A couple of months ago, I remember standing in my friend Bryce's dorm in Lewis Hall on campus. He and I were preparing to go to a play rehearsal scheduled later that day and stopped in his dorm for a couple of minutes to grab things he'd need later. Scanning around the cramped room, my eyes stopped at his bookcase, an impressive collection of literature from authors I had never heard of. Reading the spines, I searched for titles that seemed familiar and found myself face to face with the Autobiography of Malcolm X.
"Yo Bryce man, you reading this book," I asked holding it up and staring at the colored image of the civil rights leader on the cover. "Nah bro, you can read it if you'd like," and from there it all began.
My fascination with Malcolm started early from the heartwrenching story of his childhood experiences in a Jim Crow era Michigan, the voice he carries throughout the book, and also the similarity of certain experiences. Hearing about his experiences after coming to Boston for the first time, riding the train around the city, seeing Harvard Square and other iconic landmarks and spending time in places I have also spent some time in made many parts of the story very relatable for me. I couldn't put the book down and I couldn't get the man or his ideas off of my mind.
I began to question a lot about myself and my experience as an inner city Black youth in the US and really began an internal transition into critical thinking about race and the structure within American society. It was by no means a smooth transition nor an extremely positive one. Listening to the message that Malcolm was spreading during what I've begun to think of as the old civil rights movement, I learned a lot about the issues that my parents and grandparents faced and realized that there are many issues still present today. Inequality based on racist ideologies have very much continued to exist today despite the civil rights movement led by leaders such as Malcolm X and Dr. Martin Luther King.
Paired with lessons I had been learning this semester in Intro to Sociology with the fantastic Professor Dhingra, as well as experiences with students on campus involved in organizations such as the Pan African Alliance, Black Males Group, or in classes such as IR, Peace and Justice Studies, and American Studies, I became fired up. I wanted/want to change the system. I wanted to find ways to further the movement that Malcolm X began and highlighted in his book.
It was interesting coming to the end of the book where Malcolm X undergoes a huge transformation in thought as he comes into terms with his position in the Muslim umma and recognizes the true value of community. He, one of the largest voices against integration between the races, began to speak of unity and brotherhood as not only a possibility but a necessity. His plan before his murder had been to create an organization that was based on community, that though was led by black members, was open to members of all races who were striving for the same cause. He was wary about equating the experiences that people faced in the United States, but he wasn't opposed to fighting as a community to change things.
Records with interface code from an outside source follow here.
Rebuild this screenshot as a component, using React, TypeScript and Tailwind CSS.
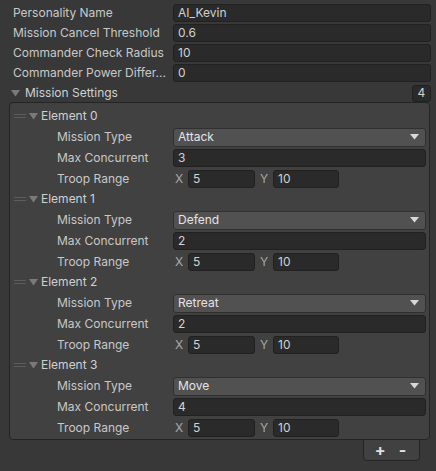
import React from "react";

const font = { fontFamily: "Inter, 'Noto Sans', sans-serif" };

function Field({ value, className = "" }: { value: string; className?: string }) {
  return (
    <div
      className={`h-[18px] shrink-0 rounded-[3px] bg-[#2a2a2a] border border-[#212121] flex items-center pl-[4px] text-[12px] text-[#d2d2d2] ${className}`}
    >
      {value}
    </div>
  );
}

function Dropdown({ value }: { value: string }) {
  return (
    <div className="h-[19px] w-[253px] shrink-0 rounded-[3px] bg-[#515151] border border-[#303030] flex items-center justify-between pl-[4px] pr-[6px] text-[12px] text-[#e4e4e4]">
      <span>{value}</span>
      <svg width="9" height="6" viewBox="0 0 9 6">
        <polygon points="0,0 9,0 4.5,5.5" fill="#d8d8d8" />
      </svg>
    </div>
  );
}

function TopRow({ label, value }: { label: string; value: string }) {
  return (
    <div className="h-[20px] flex items-center">
      <div className="w-[173px] shrink-0 pl-[13px] text-[12px] text-[#c8c8c8] whitespace-nowrap overflow-hidden">{label}</div>
      <Field value={value} className="w-[258px]" />
    </div>
  );
}

function Element({ idx, type, max }: { idx: number; type: string; max: string }) {
  return (
    <div className="flex flex-col">
      <div className="h-[20px] flex items-center">
        <div className="w-[12px] ml-[4px] flex flex-col gap-[2px]">
          <div className="h-px bg-[#5c5c5c]" />
          <div className="h-px bg-[#5c5c5c]" />
        </div>
        <svg width="9" height="8" viewBox="0 0 9 8" className="ml-[3px]">
          <polygon points="0,1 9,1 4.5,7.5" fill="#7a7a7a" />
        </svg>
        <span className="ml-[3px] text-[12px] text-[#d0d0d0]">Element {idx}</span>
      </div>
      <div className="h-[20px] mt-[1px] flex items-center">
        <div className="w-[163px] shrink-0 pl-[47px] text-[12px] text-[#c8c8c8]">Mission Type</div>
        <Dropdown value={type} />
      </div>
      <div className="h-[20px] mt-[1px] flex items-center">
        <div className="w-[163px] shrink-0 pl-[47px] text-[12px] text-[#c8c8c8]">Max Concurrent</div>
        <Field value={max} className="w-[253px]" />
      </div>
      <div className="h-[20px] mt-[1px] flex items-center">
        <div className="w-[163px] shrink-0 pl-[47px] text-[12px] text-[#c8c8c8]">Troop Range</div>
        <span className="ml-[2px] w-[13px] text-[12px] text-[#a8a8a8]">X</span>
        <Field value="5" className="w-[67px]" />
        <span className="ml-[5px] w-[13px] text-[12px] text-[#a8a8a8]">Y</span>
        <Field value="10" className="w-[66px]" />
      </div>
    </div>
  );
}

export default function App() {
  const els = [
    { type: "Attack", max: "3" },
    { type: "Defend", max: "2" },
    { type: "Retreat", max: "2" },
    { type: "Move", max: "4" },
  ];
  return (
    <div style={font} className="w-[436px] h-[471px] bg-[#383838] overflow-hidden pt-[3px]">
      <TopRow label="Personality Name" value="AI_Kevin" />
      <TopRow label="Mission Cancel Threshold" value="0.6" />
      <TopRow label="Commander Check Radius" value="10" />
      <TopRow label="Commander Power Differ..." value="0" />
      <div className="h-[20px] flex items-center">
        <svg width="9" height="8" viewBox="0 0 9 8" className="ml-[11px]">
          <polygon points="0,1 9,1 4.5,7.5" fill="#7a7a7a" />
        </svg>
        <span className="ml-[5px] text-[12px] text-[#d0d0d0]">Mission Settings</span>
        <div className="ml-auto mr-[5px] h-[17px] w-[19px] rounded-[3px] bg-[#2a2a2a] border border-[#212121] flex items-center justify-center text-[12px] text-[#d2d2d2]">
          4
        </div>
      </div>
      <div className="ml-[9px] -mt-px w-[421px] rounded-[4px] border border-[#242424] bg-[#414141] pt-[3px] pb-[1px]">
        {els.map((e, i) => (
          <Element key={i} idx={i} type={e.type} max={e.max} />
        ))}
      </div>
      <div className="ml-[363px] w-[57px] h-[22px] -mt-px rounded-b-[4px] border border-[#242424] bg-[#414141] flex items-center justify-center gap-[13px] pr-[2px] text-[16px] font-bold text-[#e0e0e0]">
        <span>+</span>
        <span>-</span>
      </div>
    </div>
  );
}
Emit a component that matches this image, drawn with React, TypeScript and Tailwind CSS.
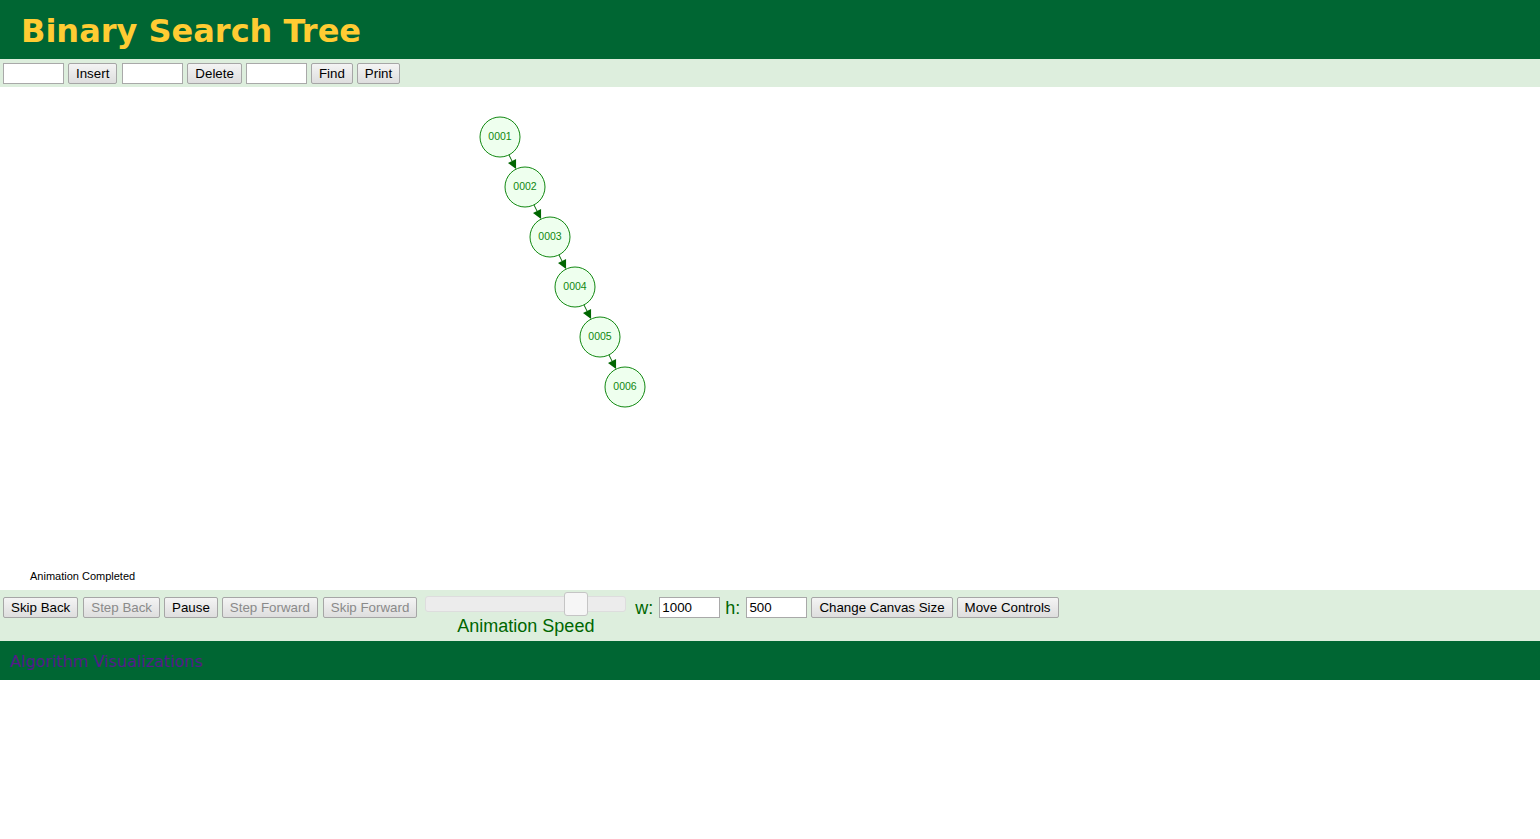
import React from 'react';

const NODES = [
  { label: '0001', x: 500, y: 137 },
  { label: '0002', x: 525, y: 187 },
  { label: '0003', x: 550, y: 237 },
  { label: '0004', x: 575, y: 287 },
  { label: '0005', x: 600, y: 337 },
  { label: '0006', x: 625, y: 387 },
];

const R = 20;
const CANVAS_TOP = 87;

const btn =
  'h-[21px] px-[7px] border border-[#a6a6a6] rounded-[2px] bg-gradient-to-b from-[#f4f4f4] to-[#dedede] text-[13.33px] leading-none font-["Liberation_Sans",Arial,sans-serif] whitespace-nowrap shrink-0';

const Btn: React.FC<{ label: string; disabled?: boolean; className?: string }> = ({ label, disabled, className = '' }) => (
  <button className={`${btn} ${disabled ? 'text-[#8a8a8a]' : 'text-black'} ${className}`}>{label}</button>
);

const TextBox: React.FC<{ value?: string; className?: string }> = ({ value = '', className = '' }) => (
  <input
    readOnly
    value={value}
    className={`w-[61px] h-[21px] px-[2px] bg-white border border-[#a9a9a9] text-[13.33px] font-["Liberation_Sans",Arial,sans-serif] text-black outline-none shrink-0 ${className}`}
  />
);

function Tree() {
  const edges = NODES.slice(1).map((n, i) => {
    const p = NODES[i];
    const dx = n.x - p.x;
    const dy = n.y - p.y;
    const len = Math.hypot(dx, dy);
    const ux = dx / len;
    const uy = dy / len;
    const sx = p.x + ux * R;
    const sy = p.y + uy * R - CANVAS_TOP;
    const ex = n.x - ux * R;
    const ey = n.y - uy * R - CANVAS_TOP;
    const bx = ex - ux * 9;
    const by = ey - uy * 9;
    const tri = `${ex},${ey} ${bx - uy * 4.5},${by + ux * 4.5} ${bx + uy * 4.5},${by - ux * 4.5}`;
    return (
      <g key={n.label}>
        <line x1={sx} y1={sy} x2={bx} y2={by} stroke="#006600" strokeWidth={1} />
        <polygon points={tri} fill="#006600" />
      </g>
    );
  });

  return (
    <svg width={1000} height={503} className="block">
      {edges}
      {NODES.map((n) => (
        <g key={n.label}>
          <circle cx={n.x} cy={n.y - CANVAS_TOP} r={R} fill="#eeffee" stroke="#118811" strokeWidth={1} />
          <text
            x={n.x}
            y={n.y - CANVAS_TOP + 3}
            textAnchor="middle"
            fontSize={10.5}
            fill="#118811"
            fontFamily="'Liberation Sans', Arial, sans-serif"
          >
            {n.label}
          </text>
        </g>
      ))}
      <text x={30} y={493} fontSize={11} fill="#000" fontFamily="'Liberation Sans', Arial, sans-serif">
        Animation Completed
      </text>
    </svg>
  );
}

export default function App() {
  return (
    <div className="w-[1540px] min-h-[839px] bg-white">
      {/* Header */}
      <div className="h-[59px] bg-[#006633] pl-[21px] pt-[7px]">
        <h1 className='text-[32px] leading-normal font-bold text-[#ffcc33] font-["DejaVu_Sans",Verdana,sans-serif]'>
          Binary Search Tree
        </h1>
      </div>

      {/* Algorithm controls */}
      <div className="h-[28px] bg-[#ddeedd] flex items-center pl-[3px] pt-[1px]">
        <TextBox />
        <Btn label="Insert" className="ml-[4px]" />
        <TextBox className="ml-[5px]" />
        <Btn label="Delete" className="ml-[4px]" />
        <TextBox className="ml-[4px]" />
        <Btn label="Find" className="ml-[4px]" />
        <Btn label="Print" className="ml-[4px]" />
      </div>

      {/* Canvas */}
      <div className="h-[503px] bg-white">
        <Tree />
      </div>

      {/* Animation controls */}
      <div className='h-[51px] bg-[#ddeedd] flex items-start pl-[3px] pt-[7px] font-["Liberation_Sans",Arial,sans-serif]'>
        <Btn label="Skip Back" />
        <Btn label="Step Back" disabled className="ml-[5px]" />
        <Btn label="Pause" className="ml-[4px]" />
        <Btn label="Step Forward" disabled className="ml-[4px]" />
        <Btn label="Skip Forward" disabled className="ml-[5px]" />

        <div className="ml-[8px] w-[201px] flex flex-col items-center -mt-[1px] shrink-0">
          <div className="relative w-[201px] h-[16px] bg-[#ececec] border border-[#dddddd] rounded-[3px]">
            <div className="absolute left-[138px] -top-[5px] w-[24px] h-[24px] bg-[#f6f6f6] border border-[#c5c5c5] rounded-[3px]" />
          </div>
          <div className="mt-[1px] text-[18px] leading-normal text-[#006600] whitespace-nowrap">Animation Speed</div>
        </div>

        <span className="ml-[9px] h-[21px] flex items-center text-[18px] text-[#006600] leading-none">w:</span>
        <TextBox value="1000" className="ml-[6px]" />
        <span className="ml-[5px] h-[21px] flex items-center text-[18px] text-[#006600] leading-none">h:</span>
        <TextBox value="500" className="ml-[6px]" />
        <Btn label="Change Canvas Size" className="ml-[4px]" />
        <Btn label="Move Controls" className="ml-[4px]" />
      </div>

      {/* Footer */}
      <div className="h-[39px] bg-[#006633] pl-[10px] pt-[8px]">
        <a className='text-[16px] leading-normal text-[#551a8b] font-["DejaVu_Sans",Verdana,sans-serif]'>
          Algorithm Visualizations
        </a>
      </div>
    </div>
  );
}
I took the book to heart. Nearly every lesson Malcolm learned as he grew up I analyzed and found ways to relate to myself so that at the end of the book I felt a shift in my thoughts as well as passions. I very much began to dedicate myself to finishing what Malcolm started and was prevented from finishing.
In that vein of thought I began looking critically at my surroundings and the environment which I'm in now at Tufts. Very much a sub community within the grander American system, there are many systematic issues with race and prejudice that go by unnoticed on Tufts community because they aren't as overt as they would have been back in Malcolm X's time. The illusion that the old civil rights movement solved all of the issues with prejudice and race is prevalent today and needs to be checked. What Malcolm X begins to explore in his book is what I believe is a new civil rights movement combatting the still prevalent issues of race that become muddled due to integration. These are all the issues that keep topics such as affirmative action debated in the US. There is a lot of work to do, and I believe that if Malcolm X won't be able to finish it, I can at least continue working to finish it myself.
Here on Tufts campus under courses in American Studies and Sociology, I am trying to learn all that I can in order to continue fighting against the systematic oppression and racism affecting minorities here in the States. Without voices like Malcolm X 's, these issues will only continue to exist and oppress. We need voices calling for community, calling for peace, and calling for brotherhood.
Here at Tufts, I'm learning how and when to speak up.